I don't know when will be the best time to do a complete revision of the Shakespeare assignments. It's going to be a long job, and best done, perhaps, when a bit more OED revision has taken place. But I have taken a look at an easier topic: the number of first recorded uses in the King James Bible. In Stories of English (pp. 328-9) I say there are 55, and give a list. I've now gone through that list and checked against the latest OED entries, and the total now stands at 47. There are some additions and some deletions. For the record, here is the current list.
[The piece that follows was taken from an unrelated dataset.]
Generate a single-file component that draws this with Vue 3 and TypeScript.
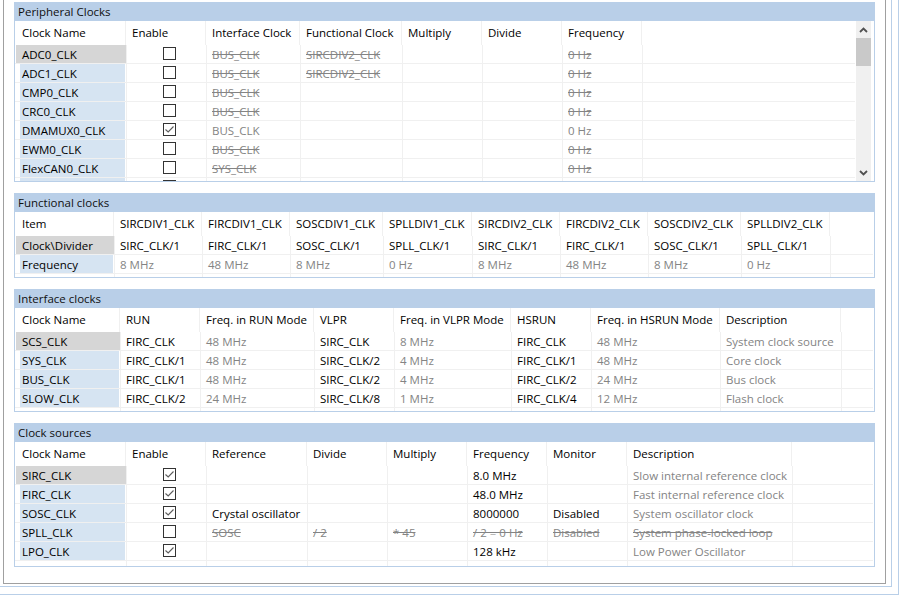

Three of of the items (marked with *) also appear in the translations to entries in Randall Cotgrave's 1611 Dictionarie of the French and English tongues:
abased (as an adjective), accurately, afflicting (as a noun), almug ('algum tree'), anywhither, armour-bearer, backsliding (as an adjective), battering-ram, Benjamite, catholicon, confessing (as a noun), crowning (as an adjective), dissolver, dogmatize, epitomist, escaper, espoused (as an adjective), exactress, expansion, Galilean (as a noun), gopher, Gothic (as an adjective), grand-daughter, Hamathite, infallibility*, Laodicean (as a noun), lapful*, light-minded, maneh (Hebrew unit of account), miscarrying (as an adjective), Naziriteship, needleworker, night-hawk, nose-jewel, palmchrist, panary ('pantry'), phrasing (as a noun), pruning-hook, rosebud, rose of Sharon, Sauromatian, shittah (type of tree), skewed, taloned* (as an adjective), way-mark ('traveller guide'), whosesoever, withdrawing (as an adjective)
I say 'for the record'. This is one of the less-publicized benefits of a blog. There's no way I'd be able to draw the attention of Stories of English readers to the update otherwise. There may never be a second edition of the book, and Penguin isn't going to publish an updated edition just because some new facts have emerged requiring revision on pp. 328-9. So, all hail to blogs, as an updating procedure.